On Fri, May 27, 2022 at 06:05:27PM +0200, Zdenek Kabelac wrote:
Dne 27. 05. 22 v 17:39 Vivek Goyal napsal(a):
> On Fri, May 27, 2022 at 04:59:38PM +0200, Zdenek Kabelac wrote:
> > Dne 27. 05. 22 v 16:50 Vivek Goyal napsal(a):
> > > On Fri, May 27, 2022 at 04:42:25PM +0200, Zdenek Kabelac wrote:
> > > > Dne 27. 05. 22 v 14:20 Vivek Goyal napsal(a):
> > > > > On Fri, May 27, 2022 at 02:45:14PM +0800, Tao Liu wrote:
> > > > > > If lvm2 thinp is enabled in kdump, lvm2-monitor.service is
needed for
> > > > > > monitor and autoextend the size of thin pool. Otherwise the
vmcore
> > > > > > dumped to a no-enough-space target will be incomplete and
unable for
> > > > > > further analysis.
> > > > > >
> > > > > > In this patch, lvm2-monitor.service will be started before
kdump-capture
> > > > > > .service for 2nd kernel, then be stopped in kdump post.d
phase. So
> > > > > > the thin pool monitoring and size-autoextend can be ensured
during kdump.
> > > > > >
> > > > > > Signed-off-by: Tao Liu <ltao(a)redhat.com>
> > > > > > ---
> > > > > > dracut-lvm2-monitor.service | 15 +++++++++++++++
> > > > > > dracut-module-setup.sh | 16 ++++++++++++++++
> > > > > > kexec-tools.spec | 2 ++
> > > > > > 3 files changed, 33 insertions(+)
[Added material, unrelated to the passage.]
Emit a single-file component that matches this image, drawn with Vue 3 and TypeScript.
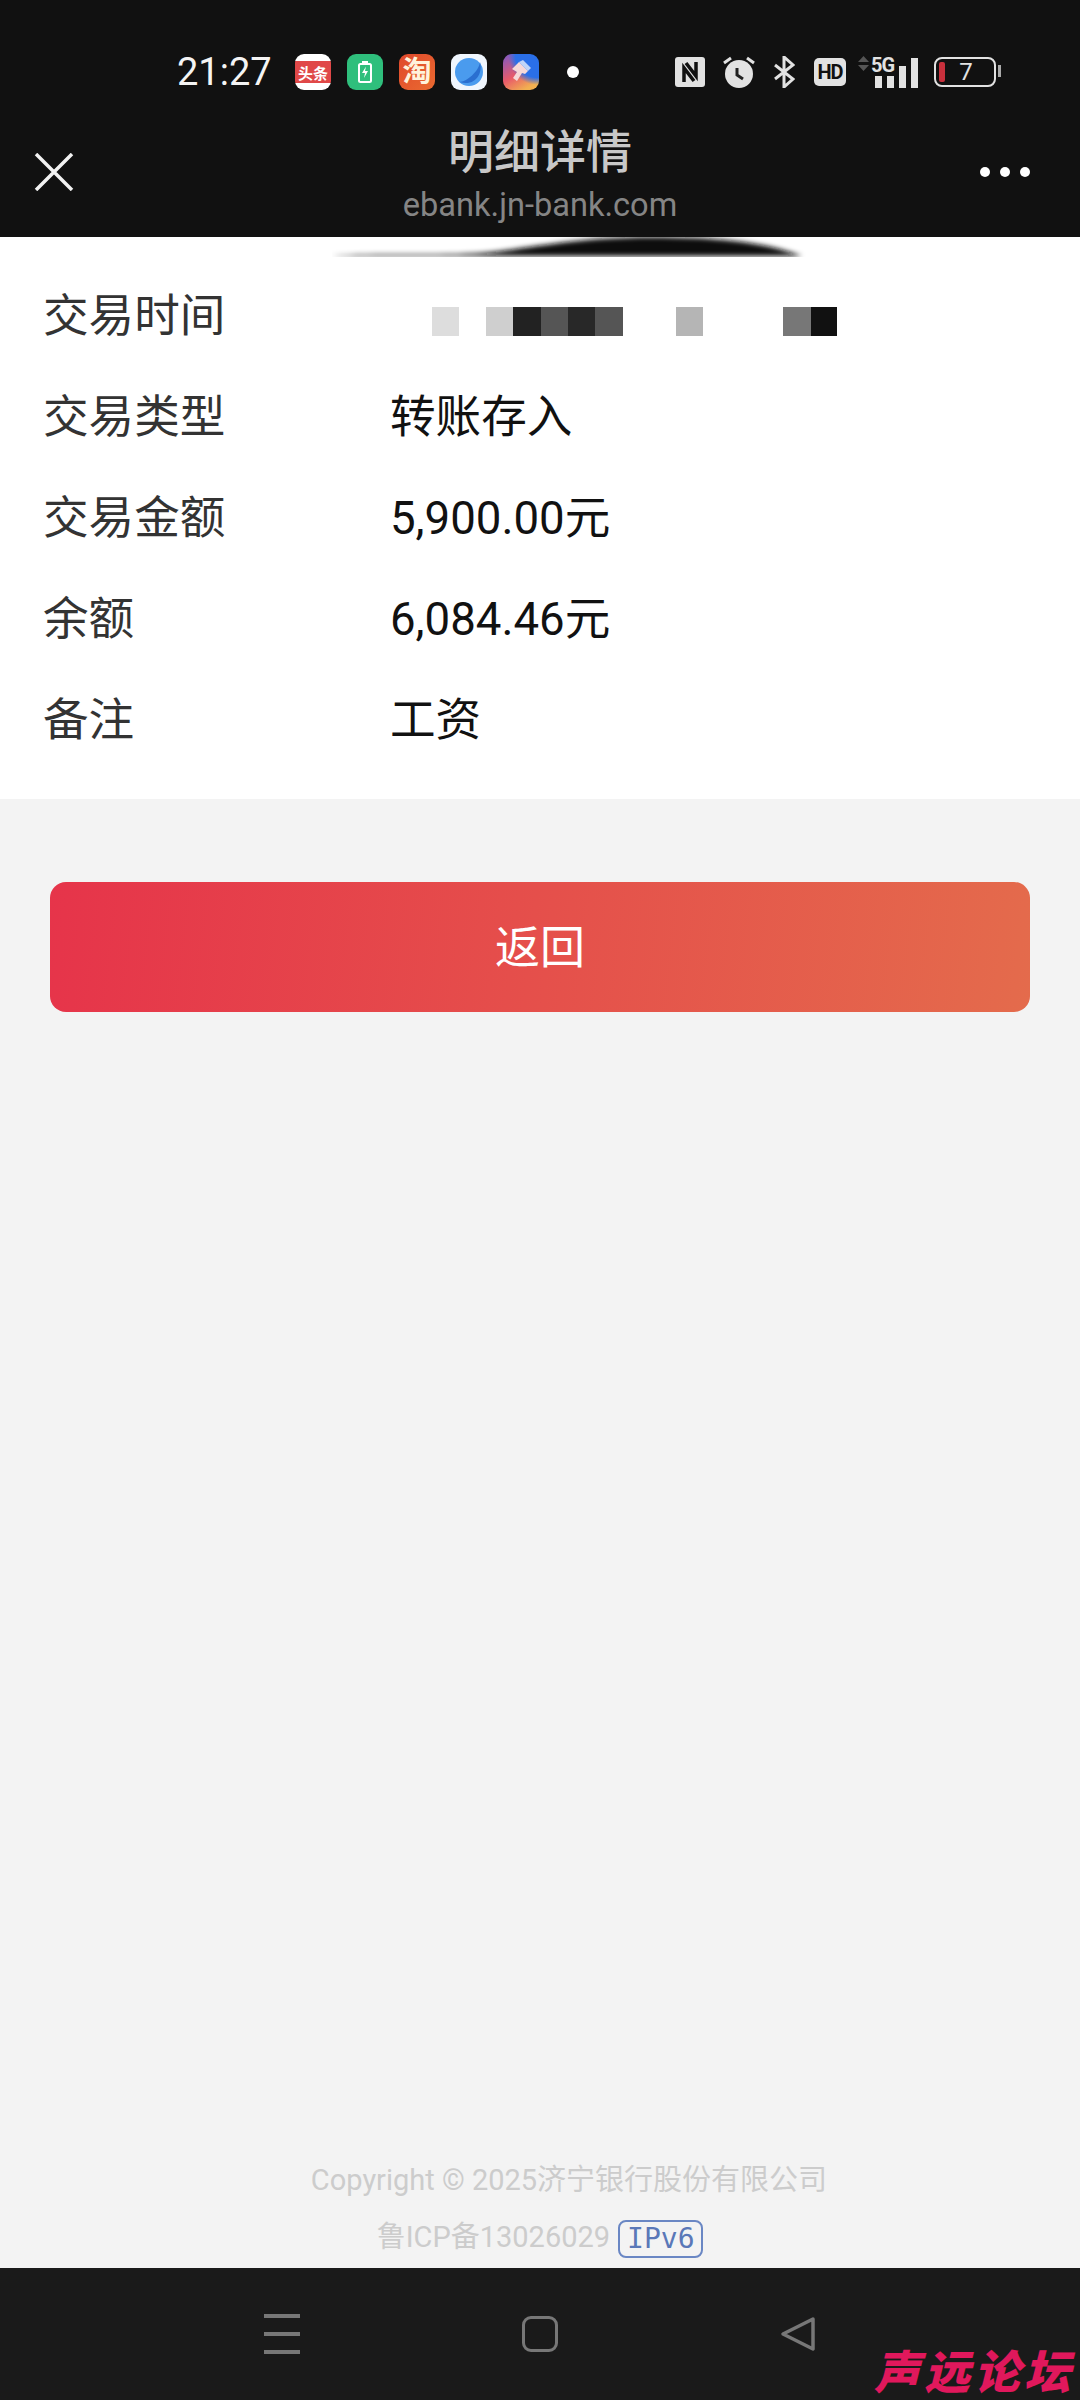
<script setup lang="ts">
interface Row {
  label: string;
  value: string;
}

const rows: Row[] = [
  { label: "交易类型", value: "转账存入" },
  { label: "交易金额", value: "5,900.00元" },
  { label: "余额", value: "6,084.46元" },
  { label: "备注", value: "工资" },
];

// mosaic over the transaction time
const mosaic = [
  { c: "#dddddd", w: 27, gap: 0 },
  { c: "#cfcfcf", w: 27, gap: 27 },
  { c: "#222222", w: 28, gap: 0 },
  { c: "#555555", w: 27, gap: 0 },
  { c: "#282828", w: 27, gap: 0 },
  { c: "#555555", w: 28, gap: 0 },
  { c: "#b5b5b5", w: 27, gap: 53 },
  { c: "#777777", w: 28, gap: 80 },
  { c: "#111111", w: 26, gap: 0 },
];
</script>

<template>
  <div class="page">
    <header class="top">
      <div class="status">
        <span class="time">21:27</span>
        <div class="apps">
          <span class="app toutiao"><b>头条</b></span>
          <span class="app green">
            <svg width="36" height="36" viewBox="0 0 36 36">
              <path d="M15 7h6v3h-6z" fill="#fff" />
              <rect x="12" y="10" width="12" height="18" rx="1.5" fill="none" stroke="#fff" stroke-width="2" />
              <path d="M19 12.5l-4 6.5h3l-1 5 4-7h-3z" fill="#fff" />
            </svg>
          </span>
          <span class="app taobao"><b>淘</b></span>
          <span class="app planet">
            <svg width="36" height="36" viewBox="0 0 36 36">
              <circle cx="18" cy="18" r="14" fill="#4a9bee" />
              <path d="M8 28c8 0 20-11 21-20 3 11-4 25-21 20z" fill="#2a6fd0" />
            </svg>
          </span>
          <span class="app pencil">
            <svg width="36" height="36" viewBox="0 0 36 36">
              <path d="M9 15l7-7 9 9-3 3-3-1-5 8-4-3 4-6z" fill="#f6d8d8" />
              <path d="M16 8l9 9 3-3-8-8z" fill="#fff" opacity=".7" />
            </svg>
          </span>
          <i class="dot"></i>
        </div>
        <div class="sys">
          <svg class="ic" width="30" height="30" viewBox="0 0 30 30">
            <rect width="30" height="30" rx="3" fill="#e2e2e2" />
            <path d="M9 25V11l10 13M11 6l10 13V5" fill="none" stroke="#111" stroke-width="3.5" />
          </svg>
          <svg class="ic alarm" width="32" height="34" viewBox="0 0 32 34">
            <circle cx="16" cy="19" r="14" fill="#e2e2e2" />
            <path d="M1 8l7-5M31 8l-7-5" stroke="#e2e2e2" stroke-width="3" />
            <path d="M14 13v7l6 4" fill="none" stroke="#222" stroke-width="3" />
          </svg>
          <svg class="ic bt" width="22" height="32" viewBox="0 0 22 32">
            <path d="M2 9l18 14-9 8V1l9 8L2 23" fill="none" stroke="#e2e2e2" stroke-width="3" />
          </svg>
          <span class="hd">HD</span>
          <div class="signal">
            <svg class="updown" width="11" height="15" viewBox="0 0 11 15">
              <path d="M5.5 0L11 6H0zM5.5 15L0 9h11z" fill="#555" />
            </svg>
            <span class="fiveg">5G</span>
            <i class="bar b1"></i><i class="bar b1"></i><i class="bar b2"></i><i class="bar b3"></i>
          </div>
          <div class="battery">
            <i class="level"></i>
            <span>7</span>
            <i class="tip"></i>
          </div>
        </div>
      </div>
      <div class="nav">
        <svg class="close" width="40" height="38" viewBox="0 0 40 38">
          <path d="M2 1l36 36M38 1L2 37" stroke="#f2f2f2" stroke-width="3.5" />
        </svg>
        <div class="heading">
          <div class="title">明细详情</div>
          <div class="host">ebank.jn-bank.com</div>
        </div>
        <div class="more"><i></i><i></i><i></i></div>
      </div>
    </header>

    <section class="detail">
      <svg class="smudge" width="480" height="20" viewBox="0 0 480 20">
        <defs>
          <filter id="soft"><feGaussianBlur stdDeviation="2.5" /></filter>
        </defs>
        <path d="M0 19c40-3 110 0 150-3 40-3 90-16 170-16s120 8 150 19z" fill="#111" filter="url(#soft)" />
      </svg>
      <div class="row">
        <span class="label">交易时间</span>
        <span class="pixels">
          <i
            v-for="(m, i) in mosaic"
            :key="i"
            :style="{ background: m.c, width: m.w + 'px', marginLeft: m.gap + 'px' }"
          ></i>
        </span>
      </div>
      <div v-for="row in rows" :key="row.label" class="row">
        <span class="label">{{ row.label }}</span>
        <span class="value">{{ row.value }}</span>
      </div>
    </section>

    <main class="body">
      <button class="back">返回</button>
      <footer class="foot">
        <p class="copy">Copyright © 2025济宁银行股份有限公司</p>
        <p class="icp">鲁ICP备13026029 <span class="ipv6">IPv6</span></p>
      </footer>
    </main>

    <nav class="keys">
      <div class="menu"><i></i><i></i><i></i></div>
      <i class="home"></i>
      <svg width="36" height="36" viewBox="0 0 36 36">
        <path d="M33 3L3 18l30 15z" fill="none" stroke="#777" stroke-width="3.5" stroke-linejoin="round" />
      </svg>
      <span class="mark">声远论坛</span>
    </nav>
  </div>
</template>

<style scoped>
.page {
  width: 1080px;
  height: 2400px;
  display: flex;
  flex-direction: column;
  position: relative;
  overflow: hidden;
  background: #f3f3f3;
  font-family: Roboto, "Noto Sans CJK SC", sans-serif;
}
i {
  display: block;
}
p {
  margin: 0;
}

.top {
  height: 237px;
  background: #111;
}
.status {
  height: 122px;
  padding: 22px 84px 0 177px;
  box-sizing: border-box;
  display: flex;
  align-items: center;
}
.time {
  color: #f4f4f4;
  font-size: 38px;
  width: 118px;
}
.apps {
  display: flex;
  align-items: center;
  gap: 16px;
}
.app {
  width: 36px;
  height: 36px;
  border-radius: 9px;
  overflow: hidden;
  display: flex;
  align-items: center;
  justify-content: center;
}
.toutiao {
  background: linear-gradient(#fff 0 7px, #e04848 7px 29px, #fff 29px);
  color: #fff;
  font-size: 15px;
}
.green {
  background: #2fbf7c;
}
.taobao {
  background: linear-gradient(135deg, #e0492c, #ea6a30);
  color: #fff3dc;
  font-size: 29px;
  line-height: 36px;
}
.planet {
  background: #f0f6fd;
}
.pencil {
  background: radial-gradient(circle at 95% 5%, #2a6fe8 0 45%, transparent 60%),
    linear-gradient(150deg, #7a5ac8, #e85a6a 50%, #f2b050 85%);
}
.dot {
  width: 12px;
  height: 12px;
  margin-left: 12px;
  border-radius: 50%;
  background: #fff;
}
.sys {
  display: flex;
  align-items: center;
  margin-left: auto;
}
.ic {
  flex: none;
  margin-right: 18px;
}
.bt {
  margin-right: 19px;
}
.hd {
  width: 32px;
  height: 28px;
  margin-right: 12px;
  border-radius: 5px;
  background: #e2e2e2;
  color: #111;
  font-size: 20px;
  font-weight: 700;
  line-height: 28px;
  text-align: center;
  letter-spacing: -1px;
}
.signal {
  position: relative;
  width: 60px;
  height: 32px;
  display: flex;
  align-items: flex-end;
  justify-content: flex-end;
  gap: 5px;
  margin-right: 16px;
}
.updown {
  position: absolute;
  left: 0;
  top: 0;
}
.fiveg {
  position: absolute;
  left: 13px;
  top: -3px;
  color: #e2e2e2;
  font-size: 20px;
  font-weight: 700;
  letter-spacing: -1px;
}
.bar {
  width: 7px;
  background: #e2e2e2;
}
.b1 {
  height: 12px;
}
.b2 {
  height: 22px;
}
.b3 {
  height: 30px;
}
.battery {
  position: relative;
  width: 62px;
  height: 30px;
  box-sizing: border-box;
  border: 2px solid #e2e2e2;
  border-radius: 8px;
  color: #e2e2e2;
  font-size: 24px;
  line-height: 26px;
  text-align: center;
}
.level {
  position: absolute;
  left: 3px;
  top: 3px;
  width: 6px;
  height: 20px;
  border-radius: 2px;
  background: #c8303c;
}
.tip {
  position: absolute;
  right: -7px;
  top: 6px;
  width: 3px;
  height: 12px;
  background: #aaa;
}
.battery span {
  padding-left: 2px;
}

.nav {
  height: 115px;
  display: grid;
  grid-template-columns: 200px 1fr 200px;
  align-items: center;
}
.close {
  margin: 0 0 15px 34px;
}
.heading {
  text-align: center;
  align-self: start;
}
.title {
  color: #c8c8c8;
  font-size: 46px;
  font-weight: 500;
  line-height: 60px;
}
.host {
  color: #858585;
  font-size: 32.6px;
  line-height: 46px;
}
.more {
  display: flex;
  justify-content: flex-end;
  gap: 10px;
  padding-right: 50px;
  margin-bottom: 15px;
}
.more i {
  width: 10px;
  height: 10px;
  border-radius: 50%;
  background: #fff;
}

.detail {
  position: relative;
  height: 562px;
  box-sizing: border-box;
  padding-top: 24px;
  background: #fff;
}
.smudge {
  position: absolute;
  left: 332px;
  top: 0;
}
.row {
  height: 101px;
  display: flex;
  align-items: center;
  padding-left: 43px;
  font-size: 45.6px;
}
.label {
  width: 347px;
  color: #333;
}
.value {
  color: #111;
}
.pixels {
  display: flex;
  height: 29px;
  margin: 20px 0 0 42px;
}
.pixels i {
  height: 100%;
}

.body {
  flex: 1;
  display: flex;
  flex-direction: column;
  padding: 83px 50px 0;
}
.back {
  height: 130px;
  padding-bottom: 6px;
  border: none;
  border-radius: 16px;
  background: linear-gradient(97deg, #e6344a, #e46b4c);
  color: #fff;
  font-family: inherit;
  font-size: 45px;
}
.foot {
  margin-top: auto;
  padding-bottom: 3px;
  text-align: center;
  color: #cccccc;
  font-size: 29px;
}
.copy {
  padding-left: 58px;
  line-height: 58px;
}
.icp {
  line-height: 56px;
}
.ipv6 {
  display: inline-block;
  height: 38px;
  width: 85px;
  box-sizing: border-box;
  margin-left: 1px;
  border: 2px solid #6a87c4;
  border-radius: 8px;
  color: #5a78b8;
  font-family: "DejaVu Sans Mono", monospace;
  font-size: 28px;
  line-height: 33px;
  vertical-align: middle;
}

.keys {
  position: relative;
  height: 132px;
  flex: none;
  display: grid;
  grid-template-columns: 36px 36px 36px;
  justify-content: center;
  column-gap: 222px;
  align-items: center;
  background: #1a1a1a;
}
.menu {
  display: flex;
  flex-direction: column;
  gap: 14px;
}
.menu i {
  height: 4px;
  background: #777;
}
.home {
  width: 36px;
  height: 36px;
  box-sizing: border-box;
  border: 3px solid #777;
  border-radius: 9px;
}
.mark {
  position: absolute;
  right: 6px;
  bottom: 4px;
  color: #e0185c;
  font-size: 46px;
  font-weight: 900;
  font-style: italic;
  letter-spacing: 4px;
  line-height: 46px;
}
</style>

<style>
body {
  margin: 0;
}
</style>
> > > > > > create mode 100644 dracut-lvm2-monitor.service
> > > > > >
> > > > > > diff --git a/dracut-lvm2-monitor.service
b/dracut-lvm2-monitor.service
> > > > > This seems to be a copy of
/lib/systemd/system/lvm2-monitor.service.
> > > > > Wondering if we can dirctly include that file in initramfs when
generating
> > > > > image. But I am fuzzy on details of dracut implementation. It
has been
> > > > > too long since I played with it. So Bao and kdump team will be
best
> > > > > to comment on this.
> > > > >
> > > > This is quite interesting - monitoring should in fact never be
started
> > > > wthin 'ramdisk' so I'm acutlly wondering what is this
service file doing
> > > > there.
> > > >
> > > > Design was to start 'monitoring' of devices just after switch
to 'rootfs' -
> > > > since running 'dmeventd' out of ramdisk does not make any
sense at all.
> > > Hi Zdenek,
> > >
> > > In case of kdump, we save core dump from initramfs context and reboot
> > > back into primary kernel. And that's why this need of dm monitoring (
> > > and thin pool auto extension) working from inside the initramfs
> > > context.
> > >
> > So IMHO this although does not look like the best approach. AFAIK the
> > lvm.conf within ramdisk is also a modified version.
> >
> > It looks like there should be a better alternative - like 'after'
activation
> > checking there is 'enough' room in thin-pool for use with thinLV -
should
> > be 'computable' and in case the size is not good enough - try to
extend
> > thin-pool prior use/mount of thinLV (size of space in thin-pool %DATA &
> > %METATDATA and occupancy of %DATA thinLV could be obtained by 'lvs'
tool)
> One potential problem here is that we don't know what's the size of
> vmcore in advance. It gets filtered and saved and we dont know in
> advance, how many kernel pages will be there.
>
> Is that still right, Bao?
>
> Technically speaking, one could first run makedumpfile to just determine
> what will be size of vmcore and then actually save vmcore in second
> round. But that will double the filtering time.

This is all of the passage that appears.